Wednesday, March 7, 2012

Golan v. Holder

I am not going to pretend to understand the intricacies of the Supreme Court’s ruling in Golan v. Holder but I am interested in any copyright case that makes its way to the United States Supreme Court.

This case involves the Supreme Court affirming Congress’s 1994 amendment to the Copyright Act which retroactively restored copyright protection to certain foreign works previously thought to be in the public domain in the United States. The rationale was to bring the United States into compliance with the Uruguay Round Agreements Act treaty and cause United States’ works to be awarded reciprocal protection overseas.

The bottom line is that works by Prokofiev, Stravinsky and Shostakovich, books by J.R.R. Tolkien, H.G. Wells and George Orwell as well as paintings by Picasso are still protected by U.S. copyright. I get this (although as an aside, I am always amazed to discover that many so-called classical Russian composers actually were products of the 20th Century). What confuses me is how this U.S. law intersects with the laws of many European countries which inject copyrights such as sound recordings into the public domain after 50 years. This has always seemed inconsistent to me. It does appear that copyright law continues to erode the concepts of limited duration and public domain and extend the period of protection for creative works.

Thursday, March 1, 2012

The Miller Music Case: Correct but not Fair

Sometimes copyright law is correct but not fair. The U.S. Court of Appeals for the Sixth Circuit issued its ruling in the closely watched copyright case Roger Miller Music, Inc. v. Sony/ATV Publishing last week. The opinion, which I am sure comes as a tremendous disappointment to the Miller family clarifies an important question in copyright law; that is what happens when an author of a pre 1978 copyright dies before the renewal right in the copyright as vested.

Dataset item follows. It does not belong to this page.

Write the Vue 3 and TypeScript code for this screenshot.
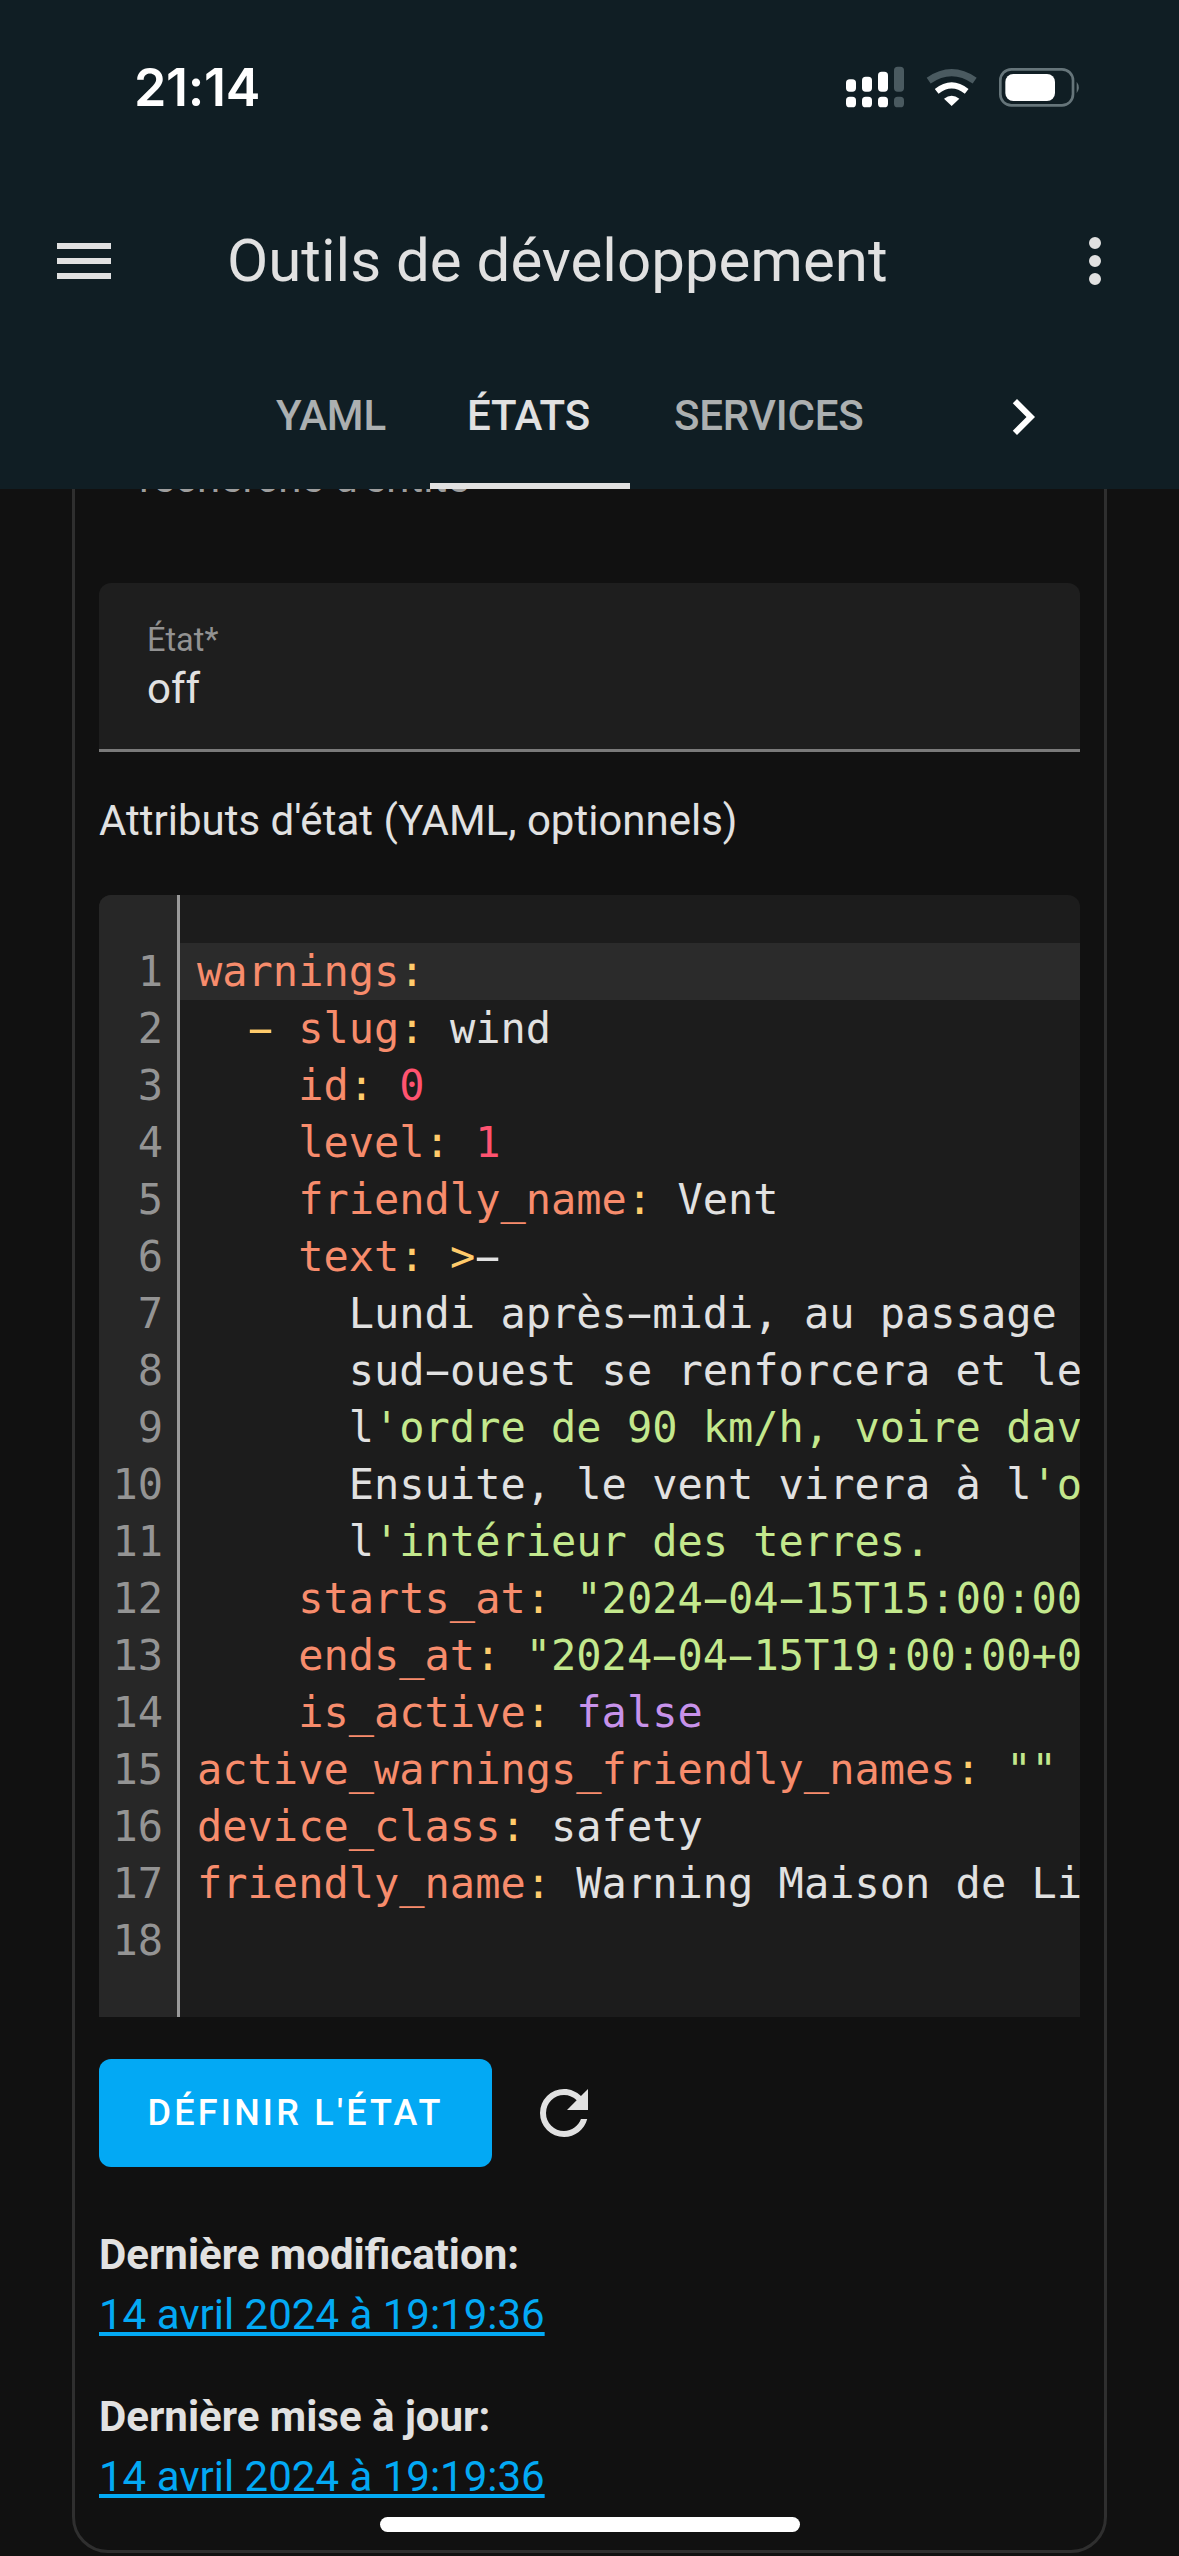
<script setup lang="ts">
type Tok = { t: string; c: string }
const k = (t: string): Tok => ({ t, c: 'k' })
const p = (t: string): Tok => ({ t, c: 'p' })
const w = (t: string): Tok => ({ t, c: 'w' })
const n = (t: string): Tok => ({ t, c: 'n' })
const s = (t: string): Tok => ({ t, c: 's' })
const b = (t: string): Tok => ({ t, c: 'b' })

const lines: Tok[][] = [
  [k('warnings'), p(':')],
  [w('  '), p('-'), w(' '), k('slug'), p(':'), w(' wind')],
  [w('    '), k('id'), p(':'), w(' '), n('0')],
  [w('    '), k('level'), p(':'), w(' '), n('1')],
  [w('    '), k('friendly_name'), p(':'), w(' Vent')],
  [w('    '), k('text'), p(':'), w(' '), p('>'), w('-')],
  [w('      Lundi après-midi, au passage')],
  [w('      sud-ouest se renforcera et le')],
  [w('      l'), s("'ordre de 90 km/h, voire dav")],
  [w('      Ensuite, le vent virera à l'), s("'o")],
  [w('      l'), s("'intérieur des terres.")],
  [w('    '), k('starts_at'), p(':'), w(' '), s('"2024-04-15T15:00:00')],
  [w('    '), k('ends_at'), p(':'), w(' '), s('"2024-04-15T19:00:00+0')],
  [w('    '), k('is_active'), p(':'), w(' '), b('false')],
  [k('active_warnings_friendly_names'), p(':'), w(' '), s('""')],
  [k('device_class'), p(':'), w(' safety')],
  [k('friendly_name'), p(':'), w(' Warning Maison de Li')],
  [],
]
// The reference's monospace draws a longer hyphen, so hyphens get their own span.
const parts = (text: string): string[] => text.split(/(-)/).filter(Boolean)
const tabs = ['YAML', 'ÉTATS', 'SERVICES']
const stamps = [
  { label: 'Dernière modification:', date: '14 avril 2024 à 19:19:36' },
  { label: 'Dernière mise à jour:', date: '14 avril 2024 à 19:19:36' },
]
</script>

<template>
  <div class="page">
    <header class="top">
      <div class="status">
        <span class="clock">21:14</span>
        <svg class="status-icons" width="280" height="70" viewBox="0 0 840 210">
          <g fill="#fff">
            <rect x="78" y="88" width="30" height="37" rx="11" />
            <rect x="126" y="80" width="30" height="45" rx="11" />
            <rect x="174" y="65" width="30" height="60" rx="11" />
            <rect x="78" y="140" width="30" height="32" rx="11" />
            <rect x="126" y="140" width="30" height="32" rx="11" />
            <rect x="174" y="140" width="30" height="32" rx="11" />
          </g>
          <g fill="#4a5a60">
            <rect x="222" y="50" width="30" height="75" rx="11" />
            <rect x="222" y="140" width="30" height="32" rx="11" />
          </g>
          <path d="M326 92 Q395 44 464 92" fill="none" stroke="#4a5a60" stroke-width="21" />
          <path d="M350 124 Q395 88 440 124" fill="none" stroke="#fff" stroke-width="18" />
          <path d="M372 146 Q395 128 418 146 L395 168 Z" fill="#fff" />
          <rect x="541" y="58" width="218" height="108" rx="33" fill="none" stroke="#66757a" stroke-width="8" />
          <rect x="556" y="72" width="149" height="81" rx="24" fill="#fff" />
          <path d="M770 95 Q783 112 770 130 Z" fill="#66757a" />
        </svg>
      </div>
      <div class="toolbar">
        <svg class="icon" viewBox="0 0 24 24"><path d="M3,6H21V8H3V6M3,11H21V13H3V11M3,16H21V18H3V16Z" /></svg>
        <h1 class="title">Outils de développement</h1>
        <svg class="icon" viewBox="0 0 24 24"><path d="M12,16A2,2 0 0,1 14,18A2,2 0 0,1 12,20A2,2 0 0,1 10,18A2,2 0 0,1 12,16M12,10A2,2 0 0,1 14,12A2,2 0 0,1 12,14A2,2 0 0,1 10,12A2,2 0 0,1 12,10M12,4A2,2 0 0,1 14,6A2,2 0 0,1 12,8A2,2 0 0,1 10,6A2,2 0 0,1 12,4Z" /></svg>
      </div>
      <nav class="tabs">
        <span v-for="(tab, i) in tabs" :key="tab" class="tab" :class="{ active: i === 1 }">{{ tab }}</span>
        <svg class="icon chevron" viewBox="0 0 24 24"><path d="M8.59,16.58L13.17,12L8.59,7.41L10,6L16,12L10,18L8.59,16.58Z" /></svg>
      </nav>
    </header>

    <main class="content">
      <section class="card">
        <p class="peek">recherche d'entité</p>
        <div class="field">
          <label class="field-label">État*</label>
          <div class="field-value">off</div>
        </div>
        <p class="attrs">Attributs d'état (YAML, optionnels)</p>
        <div class="editor">
          <div class="gutter">
            <div v-for="(_, i) in lines" :key="i" class="num">{{ i + 1 }}</div>
          </div>
          <div class="code">
            <div v-for="(line, i) in lines" :key="i" class="line" :class="{ current: i === 0 }">
              <span v-for="(tok, j) in line" :key="j" :class="tok.c"><template v-for="(part, m) in parts(tok.t)" :key="m"><span v-if="part === '-'" class="dash">-</span><template v-else>{{ part }}</template></template></span>
            </div>
          </div>
        </div>
        <div class="actions">
          <button class="primary" type="button">DÉFINIR L'ÉTAT</button>
          <svg class="icon" viewBox="0 0 24 24"><path d="M17.65,6.35C16.2,4.9 14.21,4 12,4A8,8 0 0,0 4,12A8,8 0 0,0 12,20C15.73,20 18.85,17.45 19.74,14H17.65C16.83,16.33 14.61,18 12,18A6,6 0 0,1 6,12A6,6 0 0,1 12,6C13.66,6 15.14,6.69 16.22,7.78L13,11H20V4L17.65,6.35Z" /></svg>
        </div>
        <div v-for="st in stamps" :key="st.label" class="stamp">
          <strong>{{ st.label }}</strong>
          <a href="#">{{ st.date }}</a>
        </div>
      </section>
    </main>
    <div class="home"></div>
  </div>
</template>

<style>
html, body { margin: 0; background: #111111; }
</style>

<style scoped>
.page {
  position: relative;
  width: 1179px;
  height: 2556px;
  overflow: hidden;
  display: flex;
  flex-direction: column;
  background: #111111;
  color: #e1e1e1;
  font-family: Roboto, "Liberation Sans", sans-serif;
}
.top {
  flex: none;
  height: 489px;
  background: #101e24;
  position: relative;
  z-index: 2;
  display: flex;
  flex-direction: column;
}
.status {
  height: 177px;
  display: flex;
  justify-content: space-between;
  position: relative;
  padding-left: 134px;
  box-sizing: border-box;
}
.clock {
  font-family: Inter, sans-serif;
  font-size: 52px;
  font-weight: 600;
  line-height: 60px;
  margin-top: 58px;
  letter-spacing: -0.3px;
  color: #fff;
}
.status-icons {
  margin-top: 50px;
  margin-right: 79px;
}
.toolbar {
  height: 168px;
  display: flex;
  align-items: center;
  padding: 0 48px;
  box-sizing: border-box;
}
.icon {
  flex: none;
  width: 72px;
  height: 72px;
  fill: #e1e1e1;
}
.title {
  flex: 1;
  margin: 0 0 0 107px;
  font-size: 60px;
  font-weight: 400;
  line-height: 72px;
  color: #e1e1e1;
}
.tabs {
  flex: 1;
  display: flex;
  gap: 6px;
  padding-left: 238px;
  align-items: stretch;
}
.tab {
  padding: 6px 38px 0;
  font-size: 42px;
  font-weight: 500;
  line-height: 130px;
  letter-spacing: -0.15px;
  color: rgba(225, 225, 225, 0.75);
  box-sizing: border-box;
  border-bottom: 6px solid transparent;
}
.tab.active {
  padding: 6px 40px 0 37px;
  color: #e1e1e1;
  border-bottom-color: #e1e1e1;
}
.chevron {
  margin-left: auto;
  margin-right: 120px;
  align-self: center;
  fill: #fff;
}
.content {
  flex: 1;
  min-height: 0;
  overflow: hidden;
  position: relative;
}
.card {
  margin: -60px 72px 0;
  height: 2124px;
  box-sizing: border-box;
  border: 3px solid #2f2f2f;
  border-radius: 36px;
  padding: 0 24px;
}
.peek {
  margin: 0 0 0 40px;
  height: 151px;
  box-sizing: border-box;
  padding-top: 16px;
  font-size: 42px;
  line-height: 60px;
  color: #9e9e9e;
}
.field {
  height: 169px;
  box-sizing: border-box;
  background: #1e1e1e;
  border-radius: 12px 12px 0 0;
  border-bottom: 3px solid #7a7a7a;
  padding: 37px 48px 0;
}
.field-label {
  display: block;
  font-size: 32.5px;
  line-height: 40px;
  color: #929292;
}
.field-value {
  font-size: 42px;
  line-height: 58px;
  color: #e1e1e1;
}
.attrs {
  margin: 41px 0 46px;
  font-size: 42px;
  line-height: 56px;
  color: #e1e1e1;
}
.editor {
  display: flex;
  height: 1122px;
  background: #1c1c1c;
  border-radius: 12px 12px 0 0;
  overflow: hidden;
  font-family: "DejaVu Sans Mono", monospace;
  font-size: 42px;
  line-height: 57px;
  padding: 0;
}
.gutter {
  flex: none;
  width: 78px;
  box-sizing: content-box;
  background: #272727;
  border-right: 3px solid #9a9a9a;
  padding-top: 48px;
}
.num {
  height: 57px;
  text-align: right;
  padding-right: 14px;
  color: #949494;
}
.code {
  flex: 1;
  min-width: 0;
  padding-top: 48px;
}
.line {
  height: 57px;
  padding-left: 17px;
  white-space: pre;
  overflow: hidden;
}
.line.current { background: #2b2b2b; }
.dash {
  display: inline-block;
  transform: scaleX(2);
}
.k { color: #f78c6c; }
.p { color: #ffcb6b; }
.w { color: #e1e1e1; }
.n { color: #ff5370; }
.s { color: #c3e88d; }
.b { color: #c792ea; }
.actions {
  display: flex;
  align-items: center;
  gap: 36px;
  margin: 42px 0 58px;
}
.primary {
  width: 393px;
  height: 108px;
  border: 0;
  border-radius: 12px;
  background: #03a9f4;
  color: #fff;
  font-family: inherit;
  font-size: 36px;
  font-weight: 500;
  letter-spacing: 3.2px;
  padding: 0;
}
.stamp {
  margin-bottom: 42px;
  font-size: 42px;
  line-height: 60px;
}
.stamp strong {
  display: block;
  font-weight: 700;
  color: #e1e1e1;
}
.stamp a {
  display: block;
  width: fit-content;
  color: #03a9f4;
}
.home {
  position: absolute;
  left: 380px;
  top: 2517px;
  width: 420px;
  height: 15px;
  border-radius: 8px;
  background: #fff;
}
</style>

The holding in this case is not abstract – it relies on a straightforward reading of 17 USC Sec. 304(a)(2)(B)(i). However the court's opinion does disturb what might have been a long-held belief about the Copyright Act’s application to pre 1978 copyrights and their renewal terms.

The great Roger Miller had a long-term professional relationship with Tree Music, the predecessor to Sony/ATV. Among the songs that are at issue in this case were those registered for copyright in 1964 including "King of the Road" and "Dang Me". The renewal terms for these works commenced January 1, 1993. Miller died on October 25, 1992. The facts of this case show that Sony applied to register the renewal copyrights in 1992 before Miller's death. The aforementioned section of the Copyright Act provides that if an application to register the renewal copyright is filed in the renewal year, the renewal copyright shall vest, upon the beginning of such further term, in any person who is entitled under Paragraph 1(c) to the renewal and extension of the copyright at the time the application is made".

The result, as the court said, is that "Roger Miller was entitled to the renewal copyright because he was living at the time an application for registration was made. Sony was in turn entitled as Miller's assignee and thus took ownership at the time the renewal vested on January 1, 1993.

This is the correct reading of the statute of course and on a purely philosophical level, it appears to be the correct result. However it seems to expose one of the vagaries of the Copyright Act and the commonly held belief that if an author died before the commencement of the renewal term, the rights went to his heirs automatically. The entire concept of the renewal term, which existed from the time of the Statute of Anne until the Copyright Act of 1976, was intended to give authors the proverbial "second bite at the apple" and to correct deals made when the author had an uneven bargaining position. The fact that publishers began to abuse this system by requiring authors to assign both the initial term and the renewal term of the copyright appears to have been an un intended consequence with was only remedied by the 1976's Act introduction of the 35 year termination of assignment provision and the introduction of the unitary term of copyright. However for authors who assigned works up to the end of 1977 the bizarre operation of the whole renewal concept remains murky and unfortunate. It seems unforgiving to require the operation of a renewal term to depend on something like the author's time of death and to have even that trumped by a publisher filing an application for renewal just seems inequitable.